Changes In FHA Guidelines For Installment Debts Less Than 10 Months

Under the old HUD mortgage lending guidelines, any installment debts that have less than 10 months left may be excluded from the calculation of the borrower’s debt to income ratios.

  • However, this rule has changed with the new FHA Guidelines
  • Payments with less than 10 months left may ONLY BE EXCLUDED IF AND ONLY IF they have the cumulative payment are less than or equal to 5% of borrower’s gross monthly income

The borrower cannot pay down the debts to achieve this figure.

Changes In FHA Guidelines With FHA Streamline Refinance

What are the changes to the FHA guidelines from FHA Streamline Refinance

Under the old mortgage guidelines with FHA Streamline Refinance Mortgage Loans, borrowers needed to have a net tangible benefit of savings of at least 5% off the principal and interest and mortgage insurance payment.

  • For example, on a monthly $900 principal and interest monthly mortgage payment and a $150 monthly FHA insurance payment, the total housing payment is $1,050
  • 5% of the $1,050 is equivalent to $52.50

The $52.50 per month is the minimum amount of monthly payment borrower needs to save in order to trigger the FHA Streamline Refinance Mortgage Loan and for borrowers to qualify for the FHA Streamline Refinance.

FHA Streamline Refinance Mortgage Guidelines

With the new FHA Guidelines, borrowers need to have a minimum savings of half of one percent, 0.50%, of their current interest rate, and FHA mortgage insurance premium.

  • For example, if the borrower has a current interest rate of 4.5% and the borrower’s FHA mortgage insurance premium is 1.35%, the total is cumulative is 5.85%
  • The new loan needs to be at least 0.50% lower between the two figures
  • For example, if the new mortgage rate is 4.0% and the new mortgage insurance premium is 0.85%, the cumulative total is 4.85%
  • The combined savings is 1.0% and how we derive to this is by subtracting the 4.85% from 5.85%
  • This would qualify under the new FHA Guidelines with FHA Streamline Mortgage Loans
  • With this example, the FHA Streamline Borrower would even qualify with a mortgage interest rate of 4.5% due to the reduction of mortgage insurance premium to 0.85%
  • Due to the Reduction Of FHA Mortgage Insurance Premium, this borrower would qualify with a mortgage interest rate of 4.5%
  • Borrowers will still qualify for an FHA Streamline Refinance Mortgage Loan
  • This borrower can save money even by refinancing their FHA Loan with the same mortgage rate they have

This is due to the reduction of the mortgage insurance premium with the new Streamline Mortgage Refinance Loan.

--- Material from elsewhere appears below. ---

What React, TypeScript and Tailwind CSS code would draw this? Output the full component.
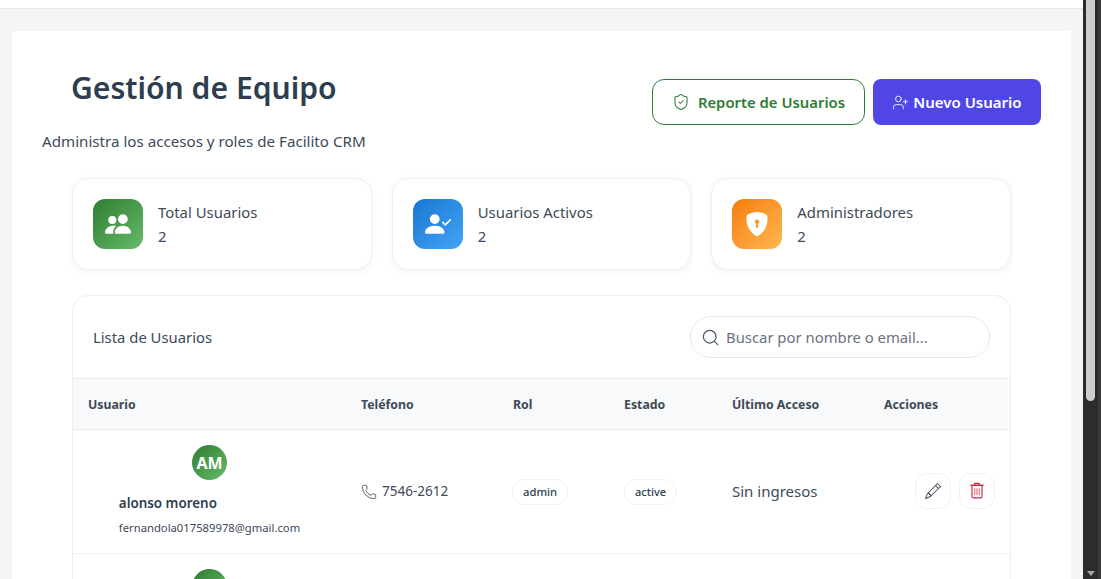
import { Phone, Search, ShieldCheck, UserPlus } from "lucide-react";
import { BsPencil, BsPeopleFill, BsPersonCheckFill, BsShieldLockFill } from "react-icons/bs";

const stats = [
  { label: "Total Usuarios", value: 2, bg: "bg-gradient-to-br from-[#2e7d32] to-[#66bb6a]", icon: <BsPeopleFill size={26} /> },
  { label: "Usuarios Activos", value: 2, bg: "bg-gradient-to-br from-[#1976d2] to-[#42a5f5]", icon: <BsPersonCheckFill size={26} /> },
  { label: "Administradores", value: 2, bg: "bg-gradient-to-br from-[#f57c00] to-[#ffb74d]", icon: <BsShieldLockFill size={24} /> },
];

function TrashIcon() {
  return (
    <svg width="16" height="17" viewBox="0 0 16 17" fill="none" stroke="currentColor" strokeWidth="1.2">
      <path d="M1.5 3.2h13" strokeWidth="1.6" />
      <path d="M5.8 3V1.4h4.4V3" />
      <path d="M3 3.5v11.2c0 .7.5 1.2 1.2 1.2h7.6c.7 0 1.2-.5 1.2-1.2V3.5" />
      <path d="M5.7 6.2v7M8 6.2v7M10.3 6.2v7" strokeOpacity="0.65" />
    </svg>
  );
}

function Scrollbar() {
  return (
    <div className="shrink-0 h-full flex">
      <div className="w-[15px] h-full bg-[#2c2c2c] flex flex-col items-center">
        <div className="w-[9px] h-[401px] bg-[#cdcdcd] rounded-b-full" />
        <div className="mt-auto mb-[3px] w-0 h-0 border-x-[4px] border-x-transparent border-t-[5px] border-t-[#a8a8a8]" />
      </div>
      <div className="w-[3px] h-full bg-[#383838]" />
    </div>
  );
}

export default function App() {
  return (
    <div className="h-screen flex overflow-hidden bg-white font-['Noto_Sans',sans-serif] text-[#2c3e50]">
      <div className="flex-1 min-w-0 h-full overflow-hidden bg-[#f4f5f7]">
        <div className="h-[9px] bg-white border-b border-[#e5e7eb]" />
        <main className="mx-3 mt-[22px] bg-white h-[600px]">
          <div className="flex justify-between px-[30px] pt-[30px] h-[147px]">
            <div>
              <h1 className="ml-[29px] text-[30.1px] leading-[54px] font-semibold">Gestión de Equipo</h1>
              <p className="mt-[14px] text-[15.15px] leading-[24px] text-[#3d4a58]">Administra los accesos y roles de Facilito CRM</p>
            </div>
            <div className="flex gap-2 mt-[18px] h-[46px]">
              <button className="w-[213px] flex items-center justify-center gap-2 rounded-xl border border-[#2e7d32] text-[#2e7d32] text-[14.85px] font-semibold">
                <ShieldCheck size={18} strokeWidth={1.4} />
                Reporte de Usuarios
              </button>
              <button className="w-[168px] flex items-center justify-center gap-1 rounded-lg bg-[#4f46e5] text-white text-[15px] font-semibold">
                <UserPlus size={17} strokeWidth={1.25} />
                Nuevo Usuario
              </button>
            </div>
          </div>

          <div className="mx-[60px]">
            <div className="grid grid-cols-3 gap-5">
              {stats.map((s) => (
                <div key={s.label} className="h-[92px] flex items-center gap-[15px] px-5 rounded-2xl border border-[#eceef1] bg-white shadow-[0_2px_8px_rgba(0,0,0,0.05)]">
                  <div className={`w-[50px] h-[50px] rounded-xl flex items-center justify-center text-white ${s.bg}`}>{s.icon}</div>
                  <div className="text-[14.9px] leading-[24px] text-[#3d4a58]">
                    <p>{s.label}</p>
                    <p>{s.value}</p>
                  </div>
                </div>
              ))}
            </div>

            <div className="mt-[25px] rounded-2xl border border-[#eceef1] bg-white overflow-hidden">
              <div className="h-[82px] flex items-center justify-between px-5">
                <h2 className="text-[14.85px] text-[#3d4a58]">Lista de Usuarios</h2>
                <div className="w-[300px] h-[42px] flex items-center gap-[6px] px-[10px] rounded-full border border-[#e5e7eb] text-[14.85px] text-[#6b7280]">
                  <Search size={19} strokeWidth={1.5} className="text-[#4b5563]" />
                  Buscar por nombre o email...
                </div>
              </div>
              <table className="w-full table-fixed">
                <colgroup>
                  <col className="w-[273px]" />
                  <col className="w-[152px]" />
                  <col className="w-[111px]" />
                  <col className="w-[108px]" />
                  <col className="w-[152px]" />
                  <col />
                </colgroup>
                <thead>
                  <tr className="h-[51px] bg-[#f8f9fa] text-[12.3px] font-bold text-[#3d4a58] border-y border-[#e9ecef] text-left">
                    <th className="px-[15px] pt-[2px]">Usuario</th>
                    <th className="px-[15px] pt-[2px]">Teléfono</th>
                    <th className="px-[15px] pt-[2px]">Rol</th>
                    <th className="px-[15px] pt-[2px]">Estado</th>
                    <th className="px-[15px] pt-[2px]">Último Acceso</th>
                    <th className="px-[15px] pt-[2px]">Acciones</th>
                  </tr>
                </thead>
                <tbody>
                  <tr className="h-[124px] border-b border-[#eef0f2]">
                    <td className="px-[15px] pt-[15px] align-top">
                      <div className="flex flex-col items-center">
                        <div className="w-[35px] h-[35px] rounded-full bg-gradient-to-br from-[#2e7d32] to-[#66bb6a] text-white font-bold text-[16px] flex items-center justify-center">AM</div>
                        <div className="mt-[13px]">
                          <p className="text-[13.4px] leading-[20px] font-semibold">alonso moreno</p>
                          <p className="mt-[6px] text-[11.25px] leading-[18px] text-[#3d4a58]">fernandola017589978@gmail.com</p>
                        </div>
                      </div>
                    </td>
                    <td className="px-[15px]">
                      <div className="flex items-center gap-[5px] text-[13.5px] text-[#3d4a58]">
                        <Phone size={16} strokeWidth={1.25} />
                        7546-2612
                      </div>
                    </td>
                    <td className="px-[15px]">
                      <span className="inline-block -ml-px px-[10px] py-[3px] rounded-full border border-[#f0f1f3] text-[11.25px] leading-[18px] font-medium">admin</span>
                    </td>
                    <td className="px-[15px]">
                      <span className="inline-block px-[10px] py-[3px] rounded-full border border-[#f0f1f3] text-[11px] leading-[18px] font-medium">active</span>
                    </td>
                    <td className="px-[15px] pb-[1px] text-[15px] text-[#3d4a58]">Sin ingresos</td>
                    <td className="px-[15px]">
                      <div className="flex justify-end gap-2 mb-[2px]">
                        <button className="w-[36px] h-[36px] rounded-xl border border-[#f0f1f3] flex items-center justify-center text-[#4b5563]"><BsPencil size={16} /></button>
                        <button className="w-[36px] h-[36px] rounded-xl border border-[#f0f1f3] flex items-center justify-center text-[#c62f45]"><TrashIcon /></button>
                      </div>
                    </td>
                  </tr>
                  <tr className="h-[124px]">
                    <td className="px-[15px] align-top pt-[15px]">
                      <div className="flex justify-center">
                        <div className="w-[35px] h-[35px] rounded-full bg-gradient-to-br from-[#2e7d32] to-[#66bb6a]" />
                      </div>
                    </td>
                  </tr>
                </tbody>
              </table>
            </div>
          </div>
        </main>
      </div>
      <Scrollbar />
    </div>
  );
}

Changes In FHA Guidelines With Regards To Multiple FHA Loans

Under the old Guidelines, a home buyer can qualify for a second FHA Loan if they had a job transfer if the new home that they are buying is closer to their place of employment.

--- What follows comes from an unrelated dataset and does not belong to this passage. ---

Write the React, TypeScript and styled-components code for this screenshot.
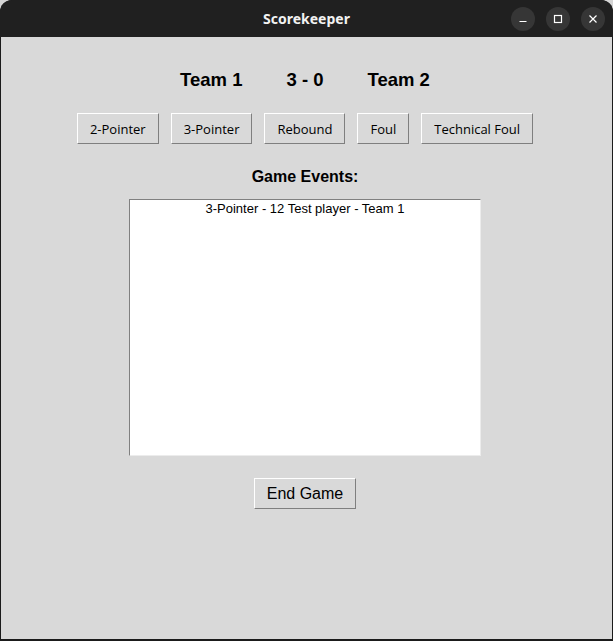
import React from 'react';
import styled, { createGlobalStyle } from 'styled-components';

const GlobalStyle = createGlobalStyle`
  html, body {
    margin: 0;
    padding: 0;
    background: #d4d4d4;
  }
`;

const Window = styled.div`
  width: 613px;
  height: 641px;
  box-sizing: border-box;
  display: flex;
  flex-direction: column;
  background: #1b1b1b;
  border-radius: 12px 12px 0 0;
  overflow: hidden;
  padding: 0 1px 2px 1px;
`;

const TitleBar = styled.div`
  height: 37px;
  flex-shrink: 0;
  background: #202020;
  display: grid;
  grid-template-columns: 1fr auto 1fr;
  align-items: center;
  margin: 0 -1px;
`;

const Title = styled.div`
  grid-column: 2;
  color: #f2f2f2;
  font-family: 'Noto Sans', 'Open Sans', sans-serif;
  font-weight: 700;
  font-size: 14px;
`;

const Controls = styled.div`
  grid-column: 3;
  justify-self: end;
  display: flex;
  gap: 11px;
  padding-right: 8px;
`;

const CtrlButton = styled.div`
  width: 24px;
  height: 24px;
  border-radius: 50%;
  background: #363636;
  display: flex;
  align-items: center;
  justify-content: center;
`;

const Content = styled.div`
  flex: 1;
  background: #d9d9d9;
  display: flex;
  flex-direction: column;
  align-items: center;
  padding: 32px 3px 0 0;
`;

const ScoreRow = styled.div`
  display: flex;
  gap: 44px;
  height: 22px;
  align-items: center;
  font-family: 'Liberation Sans', Arial, sans-serif;
  font-weight: 700;
  font-size: 18.5px;
  color: #000;
`;

const ActionRow = styled.div`
  display: flex;
  gap: 12px;
  margin-top: 22px;
`;

const RaisedButton = styled.button<{ $big?: boolean }>`
  height: 31px;
  box-sizing: border-box;
  background: #d9d9d9;
  border: 1px solid;
  border-color: #ffffff #7f7f7f #7f7f7f #ffffff;
  border-radius: 0;
  padding: 0 12px;
  font-family: ${p => (p.$big ? "'Liberation Sans', Arial, sans-serif" : "'Open Sans', 'Noto Sans', sans-serif")};
  font-size: ${p => (p.$big ? 16 : 13)}px;
  color: #000;
  cursor: pointer;
`;

const SectionLabel = styled.div`
  margin-top: 23px;
  height: 20px;
  line-height: 20px;
  font-family: 'Liberation Sans', Arial, sans-serif;
  font-weight: 700;
  font-size: 16px;
  color: #000;
`;

const EventList = styled.ul`
  list-style: none;
  margin: 12px 0 0 0;
  padding: 1px 0 0 0;
  width: 352px;
  height: 257px;
  box-sizing: border-box;
  background: #fff;
  border: 1px solid;
  border-color: #808080 #ececec #ececec #808080;
`;

const EventItem = styled.li`
  text-align: center;
  font-family: 'Liberation Sans', Arial, sans-serif;
  font-size: 13px;
  line-height: 16px;
  color: #000;
`;

const Footer = styled.div`
  margin-top: 22px;
`;

const actions = ['2-Pointer', '3-Pointer', 'Rebound', 'Foul', 'Technical Foul'];
const events = ['3-Pointer - 12 Test player - Team 1'];

export default function App() {
  return (
    <>
      <GlobalStyle />
      <Window>
        <TitleBar>
          <Title>Scorekeeper</Title>
          <Controls>
            <CtrlButton>
              <svg width="10" height="10" viewBox="0 0 10 10">
                <path d="M1.5 7.5h7" stroke="#fff" strokeWidth="1.2" />
              </svg>
            </CtrlButton>
            <CtrlButton>
              <svg width="10" height="10" viewBox="0 0 10 10">
                <rect x="1.5" y="1.5" width="7" height="7" fill="none" stroke="#fff" strokeWidth="1.2" />
              </svg>
            </CtrlButton>
            <CtrlButton>
              <svg width="10" height="10" viewBox="0 0 10 10">
                <path d="M1.5 1.5l7 7M8.5 1.5l-7 7" stroke="#fff" strokeWidth="1.2" />
              </svg>
            </CtrlButton>
          </Controls>
        </TitleBar>
        <Content>
          <ScoreRow>
            <span>Team 1</span>
            <span>3 - 0</span>
            <span>Team 2</span>
          </ScoreRow>
          <ActionRow>
            {actions.map(a => (
              <RaisedButton key={a}>{a}</RaisedButton>
            ))}
          </ActionRow>
          <SectionLabel>Game Events:</SectionLabel>
          <EventList>
            {events.map((e, i) => (
              <EventItem key={i}>{e}</EventItem>
            ))}
          </EventList>
          <Footer>
            <RaisedButton $big>End Game</RaisedButton>
          </Footer>
        </Content>
      </Window>
    </>
  );
}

  • However, with the new changes with FHA Guidelines with multiple FHA Loans, if the home buyer needs a second FHA Loan due to employment relocation purposes, the commuting distance between the old home and the new home must be at least 100 miles.

FHA Guidelines With Regards To Non-Taxable Income

Grossing up on social security and non-taxable income is allowed using tax rate evidenced on the most recent tax returns.

  • In the event, if the mortgage loan borrower did not file tax returns, you can gross up non-taxable income up to 25%
  • Under the new FHA Guidelines with non-taxable income, the non-taxable income can be grossed up by using the greater of 15% or the borrower’s actual tax rate

In the event, if the borrower did not file tax returns, then the gross-up rate of 15% is used.

HUD Guidelines On Manual Underwriting

What are the HUD guidelines for manual underwriting

The old FHA mortgage lending guidelines on manual underwriting with regards to credit history was totally up to mortgage underwriting discretion.

  • New FHA lending guidelines with manual underwriting with regards to credit history is for the underwriter to review the payment history of the borrower
  • The underwriter needs to review all mortgage and installment debt payments have been paid on time for the past 12 months
  • Cannot have not more than two 30 day late payments on their mortgage or installment debt payments in the past 24 months
  • The mortgage underwriter can give the borrower a mortgage loan approval if the borrower has an acceptable payment history and has no major negative credit tradelines on revolving credit accounts in the past 12 months
  • Major negative derogatory credit accounts on revolving credit accounts are credit accounts that are 90 days or more late after the payment due date or three or more credit tradelines that are at least 60 days late after the payment due date
  • All borrowers must write a detailed letter of explanation and document the reasons why they have outstanding collection accounts

Letter of explanation for the reason for late payments as well as all other derogatory credit items such as judgments, tax liens, and charge offs if it is applicable.

FHA Guidelines Excluding Business Debt

Under the old mortgage lending guidelines, FHA allowed business debts, such as car payments, to be excluded from the calculation of debt to income ratios.

  • For example, if the borrower had a car titled under their name but paid with their business account and can show twelve months canceled checks of the funds to pay car payments were coming out of their business account, then the car payment can be excluded from debt to income calculations
  • Under the new guidelines, all business debt needs to be included in the calculation of borrower’s debt to income ratios
  • This holds true unless the borrower can provide proof that the business is actually responsible for the monthly debt payments

In order for mortgage underwriters to be able to accept proof that the business is responsible for the debt payment, the debt item needs to be in the business cash flow as well as business tax returns on reflecting the debt.